Nevertheless, they thrived. Their single “This Perfect Day” reached No. 34 on the U.K. charts, and their first two albums, “(I’m) Stranded” (1977) and “Eternally Yours” (1978), are considered punk classics. The second album included “Know Your Product,” an anti-consumer, anti-punk song that sent fans raving.

But like punk itself, the Saints had a short shelf life, although by their third album, the R&B-spiked “Prehistoric Sounds,” they were starting to transcend the genre. Released in late 1978, it fizzled, EMI dropped them and a few months later, Kuepper and Hay left the band.

The Saints’ legacy cannot be measured by record sales; they influenced generations of Australian rockers, as well as bands emerging from the early 1980s metal scene along the Sunset Strip in Los Angeles, including Guns N’ Roses.

Nick Cave, another Australian musician who came up in the punkish underground of the 1970s, said in a memorial statement on the website Red Hand Files, “I can only simply repeat, for the record, that, in my opinion, the Saints were Australia’s greatest band, and that Chris Bailey was my favorite singer.”

Christopher James Mannix Bailey was born Nov. 29, 1956, in Nanyuki, Kenya, where his father, Robert Bailey, was stationed with the British Army. His mother, Bridget (O’Hare) Bailey, was a homemaker.

The family returned to the Baileys’ native Belfast, Northern Ireland, when Christopher was young. But with political unrest brewing and Australia opening its doors to immigrants, the family soon moved to Brisbane, where Robert found work as a night watchman in a factory.

Along with his wife, Bailey is survived by his brother, Michael, and his sisters, Mary, Carol and Margaret Bailey and Maureen Schull.

After the Saints’ original lineup split up, Bailey reconstituted the band and recorded a series of albums under the same name and later as a solo act.
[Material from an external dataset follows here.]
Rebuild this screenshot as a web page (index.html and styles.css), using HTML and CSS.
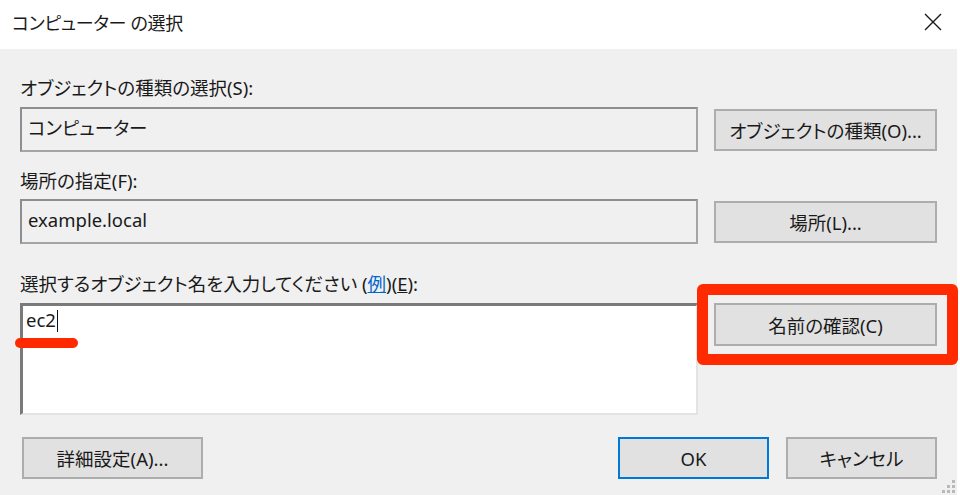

He moved away from punk toward roots-driven rock, folk and austere instrumentation that showed off his room-filling rich voice.

He moved to Sweden in the 1990s and to the Netherlands in 1994, where he continued to write and record.

Although musician Bob Geldof reportedly said that “rock music of the ’70s was changed by three bands: the Sex Pistols, the Ramones and the Saints,” Bailey was unbothered by the Saints’ name recognition relative to those others.

“This is the world in which we live,” he told the Los Angeles Times in 1998. “Bitter and twisted is something I don’t see any advantage in being.”